▸ Given problem
Output the data word for word, dropping every image.

▸ Provided material

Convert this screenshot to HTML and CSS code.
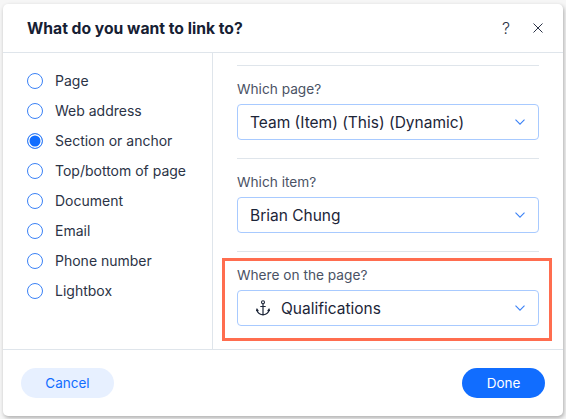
FILE: index.html
```html
<!DOCTYPE html>
<html lang="en">

<head>
    <meta charset="UTF-8">
    <meta name="viewport" content="width=device-width, initial-scale=1.0">
    <title>What do you want to link to?</title>
    <link rel="stylesheet" href="styles.css">
</head>

<body>
    <div class="dialog">
        <header class="cabecalho">
            <h1>What do you want to link to?</h1>
            <span class="ajuda">?</span>
            <svg class="fechar" width="10" height="10" viewBox="0 0 10 10">
                <path d="M.5.5l9 9M9.500.5l-9 9" fill="none" stroke="#2b3346" stroke-width="1" />
            </svg>
        </header>

        <main class="corpo">
            <ul class="opcoes">
                <li><span class="radio"></span>Page</li>
                <li><span class="radio"></span>Web address</li>
                <li><span class="radio marcado"></span>Section or anchor</li>
                <li><span class="radio"></span>Top/bottom of page</li>
                <li><span class="radio"></span>Document</li>
                <li><span class="radio"></span>Email</li>
                <li><span class="radio"></span>Phone number</li>
                <li><span class="radio"></span>Lightbox</li>
            </ul>

            <div class="campos">
                <section class="campo">
                    <label>Which page?</label>
                    <div class="select">
                        <span class="valor">Team (Item) (This) (Dynamic)</span>
                        <svg class="seta" width="10" height="6" viewBox="0 0 10 6">
                            <path d="M.5.7L5 5.200 9.500.7" fill="none" stroke="#3b82f6" stroke-width="1.1" />
                        </svg>
                    </div>
                </section>

                <section class="campo">
                    <label>Which item?</label>
                    <div class="select">
                        <span class="valor">Brian Chung</span>
                        <svg class="seta" width="10" height="6" viewBox="0 0 10 6">
                            <path d="M.5.7L5 5.200 9.500.7" fill="none" stroke="#3b82f6" stroke-width="1.1" />
                        </svg>
                    </div>
                </section>

                <section class="campo destaque">
                    <label>Where on the page?</label>
                    <div class="select">
                        <svg class="ancora" width="14" height="16" viewBox="0 0 14 16">
                            <circle cx="7" cy="2.300" r="1.500" fill="none" stroke="#1c2538" stroke-width="1.100" />
                            <path d="M7 3.800V15M4.300 6.500h5.400M1 9.500c.2 3.300 2.800 5 6 5.500 3.200-.5 5.800-2.200 6-5.500M.2 11l.8-1.800L2.300 11M11.700 11l1.300-1.800.8 1.800" fill="none" stroke="#1c2538" stroke-width="1.200" />
                        </svg>
                        <span class="valor">Qualifications</span>
                        <svg class="seta" width="10" height="6" viewBox="0 0 10 6">
                            <path d="M.5.7L5 5.200 9.500.7" fill="none" stroke="#3b82f6" stroke-width="1.1" />
                        </svg>
                    </div>
                </section>
            </div>
        </main>

        <footer class="rodape">
            <button class="botao cancelar">Cancel</button>
            <button class="botao concluir">Done</button>
        </footer>
    </div>
</body>

</html>
```

FILE: styles.css
```css
* {
    box-sizing: border-box;
}

body {
    margin: 0;
    height: 419px;
    overflow: hidden;
    padding: 4px 3px 3px;
    background: #f6f6f6;
    font-family: "Inter", "Liberation Sans", sans-serif;
    color: #1c2538;
}

.dialog {
    width: 560px;
    height: 412px;
    display: flex;
    flex-direction: column;
    background: #fff;
    border-radius: 5px;
    box-shadow: 1px 2px 4px rgba(0, 0, 0, .3);
}

.cabecalho {
    height: 49px;
    flex: none;
    display: flex;
    align-items: center;
    padding: 0 20px 0 24px;
    border-bottom: 1px solid #dfe5eb;
}

.cabecalho h1 {
    flex: 1;
    margin: 0;
    font-size: 15.700px;
    font-weight: 700;
    color: #162033;
}

.ajuda {
    font-size: 16px;
    font-weight: 300;
    color: #2b3346;
    margin-right: 23px;
}

.corpo {
    flex: 1;
    display: flex;
    min-height: 0;
}

.opcoes {
    width: 210px;
    flex: none;
    margin: 0;
    padding: 13px 0 0 24px;
    list-style: none;
    border-right: 1px solid #dfe5eb;
}

.opcoes li {
    height: 30px;
    display: flex;
    align-items: center;
    gap: 12px;
    font-size: 14px;
    line-height: 16px;
    color: #2b3346;
}

.radio {
    width: 16px;
    height: 16px;
    border: 1px solid #3b82f6;
    border-radius: 50%;
    flex: none;
}

.marcado {
    background: #116dff;
    box-shadow: inset 0 0 0 1.500px #fff;
}

.campos {
    flex: 1;
    padding: 12px 24px 0;
}

.campo {
    position: relative;
    height: 93px;
    border-top: 1px solid #dfe5eb;
    padding-top: 14px;
}

.campo label {
    display: block;
    font-size: 13.700px;
    line-height: 18px;
    color: #4a5264;
    margin-bottom: 6px;
}

.destaque::after {
    content: "";
    box-sizing: border-box;
    position: absolute;
    top: 6px;
    left: -15px;
    right: -13px;
    height: 83px;
    border: 3px solid #ff6d4f;
}

.select {
    height: 36px;
    display: flex;
    align-items: center;
    padding: 0 13px 0 12px;
    border: 1px solid #a8caff;
    border-radius: 4px;
}

.valor {
    flex: 1;
    font-size: 15.500px;
    color: #1c2538;
}

.ancora {
    margin: 0 11px 0 6px;
    flex: none;
}

.seta {
    flex: none;
}

.rodape {
    height: 67px;
    flex: none;
    display: flex;
    justify-content: space-between;
    align-items: center;
    padding: 0 18px;
    border-top: 1px solid #dfe5eb;
}

.botao {
    height: 30px;
    border: 0;
    border-radius: 15px;
    font-family: inherit;
    font-size: 13.500px;
}

.cancelar {
    width: 93px;
    background: #e7f0ff;
    color: #116dff;
}

.concluir {
    width: 83px;
    background: #116dff;
    color: #fff;
}
```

▸ Output for this exercise
Convert this screenshot to HTML and CSS code.
FILE: index.html
```html
<!DOCTYPE html>
<html lang="en">

<head>
    <meta charset="UTF-8">
    <meta name="viewport" content="width=device-width, initial-scale=1.0">
    <title>What do you want to link to?</title>
    <link rel="stylesheet" href="styles.css">
</head>

<body>
    <div class="dialog">
        <header class="cabecalho">
            <h1>What do you want to link to?</h1>
            <span class="ajuda">?</span>
            <svg class="fechar" width="10" height="10" viewBox="0 0 10 10">
                <path d="M.5.5l9 9M9.500.5l-9 9" fill="none" stroke="#2b3346" stroke-width="1" />
            </svg>
        </header>

        <main class="corpo">
            <ul class="opcoes">
                <li><span class="radio"></span>Page</li>
                <li><span class="radio"></span>Web address</li>
                <li><span class="radio marcado"></span>Section or anchor</li>
                <li><span class="radio"></span>Top/bottom of page</li>
                <li><span class="radio"></span>Document</li>
                <li><span class="radio"></span>Email</li>
                <li><span class="radio"></span>Phone number</li>
                <li><span class="radio"></span>Lightbox</li>
            </ul>

            <div class="campos">
                <section class="campo">
                    <label>Which page?</label>
                    <div class="select">
                        <span class="valor">Team (Item) (This) (Dynamic)</span>
                        <svg class="seta" width="10" height="6" viewBox="0 0 10 6">
                            <path d="M.5.7L5 5.200 9.500.7" fill="none" stroke="#3b82f6" stroke-width="1.1" />
                        </svg>
                    </div>
                </section>

                <section class="campo">
                    <label>Which item?</label>
                    <div class="select">
                        <span class="valor">Brian Chung</span>
                        <svg class="seta" width="10" height="6" viewBox="0 0 10 6">
                            <path d="M.5.7L5 5.200 9.500.7" fill="none" stroke="#3b82f6" stroke-width="1.1" />
                        </svg>
                    </div>
                </section>

                <section class="campo destaque">
                    <label>Where on the page?</label>
                    <div class="select">
                        <svg class="ancora" width="14" height="16" viewBox="0 0 14 16">
                            <circle cx="7" cy="2.300" r="1.500" fill="none" stroke="#1c2538" stroke-width="1.100" />
                            <path d="M7 3.800V15M4.300 6.500h5.400M1 9.500c.2 3.300 2.800 5 6 5.500 3.200-.5 5.800-2.200 6-5.500M.2 11l.8-1.800L2.300 11M11.700 11l1.300-1.800.8 1.800" fill="none" stroke="#1c2538" stroke-width="1.200" />
                        </svg>
                        <span class="valor">Qualifications</span>
                        <svg class="seta" width="10" height="6" viewBox="0 0 10 6">
                            <path d="M.5.7L5 5.200 9.500.7" fill="none" stroke="#3b82f6" stroke-width="1.1" />
                        </svg>
                    </div>
                </section>
            </div>
        </main>

        <footer class="rodape">
            <button class="botao cancelar">Cancel</button>
            <button class="botao concluir">Done</button>
        </footer>
    </div>
</body>

</html>
```

FILE: styles.css
```css
* {
    box-sizing: border-box;
}

body {
    margin: 0;
    height: 419px;
    overflow: hidden;
    padding: 4px 3px 3px;
    background: #f6f6f6;
    font-family: "Inter", "Liberation Sans", sans-serif;
    color: #1c2538;
}

.dialog {
    width: 560px;
    height: 412px;
    display: flex;
    flex-direction: column;
    background: #fff;
    border-radius: 5px;
    box-shadow: 1px 2px 4px rgba(0, 0, 0, .3);
}

.cabecalho {
    height: 49px;
    flex: none;
    display: flex;
    align-items: center;
    padding: 0 20px 0 24px;
    border-bottom: 1px solid #dfe5eb;
}

.cabecalho h1 {
    flex: 1;
    margin: 0;
    font-size: 15.700px;
    font-weight: 700;
    color: #162033;
}

.ajuda {
    font-size: 16px;
    font-weight: 300;
    color: #2b3346;
    margin-right: 23px;
}

.corpo {
    flex: 1;
    display: flex;
    min-height: 0;
}

.opcoes {
    width: 210px;
    flex: none;
    margin: 0;
    padding: 13px 0 0 24px;
    list-style: none;
    border-right: 1px solid #dfe5eb;
}

.opcoes li {
    height: 30px;
    display: flex;
    align-items: center;
    gap: 12px;
    font-size: 14px;
    line-height: 16px;
    color: #2b3346;
}

.radio {
    width: 16px;
    height: 16px;
    border: 1px solid #3b82f6;
    border-radius: 50%;
    flex: none;
}

.marcado {
    background: #116dff;
    box-shadow: inset 0 0 0 1.500px #fff;
}

.campos {
    flex: 1;
    padding: 12px 24px 0;
}

.campo {
    position: relative;
    height: 93px;
    border-top: 1px solid #dfe5eb;
    padding-top: 14px;
}

.campo label {
    display: block;
    font-size: 13.700px;
    line-height: 18px;
    color: #4a5264;
    margin-bottom: 6px;
}

.destaque::after {
    content: "";
    box-sizing: border-box;
    position: absolute;
    top: 6px;
    left: -15px;
    right: -13px;
    height: 83px;
    border: 3px solid #ff6d4f;
}

.select {
    height: 36px;
    display: flex;
    align-items: center;
    padding: 0 13px 0 12px;
    border: 1px solid #a8caff;
    border-radius: 4px;
}

.valor {
    flex: 1;
    font-size: 15.500px;
    color: #1c2538;
}

.ancora {
    margin: 0 11px 0 6px;
    flex: none;
}

.seta {
    flex: none;
}

.rodape {
    height: 67px;
    flex: none;
    display: flex;
    justify-content: space-between;
    align-items: center;
    padding: 0 18px;
    border-top: 1px solid #dfe5eb;
}

.botao {
    height: 30px;
    border: 0;
    border-radius: 15px;
    font-family: inherit;
    font-size: 13.500px;
}

.cancelar {
    width: 93px;
    background: #e7f0ff;
    color: #116dff;
}

.concluir {
    width: 83px;
    background: #116dff;
    color: #fff;
}
```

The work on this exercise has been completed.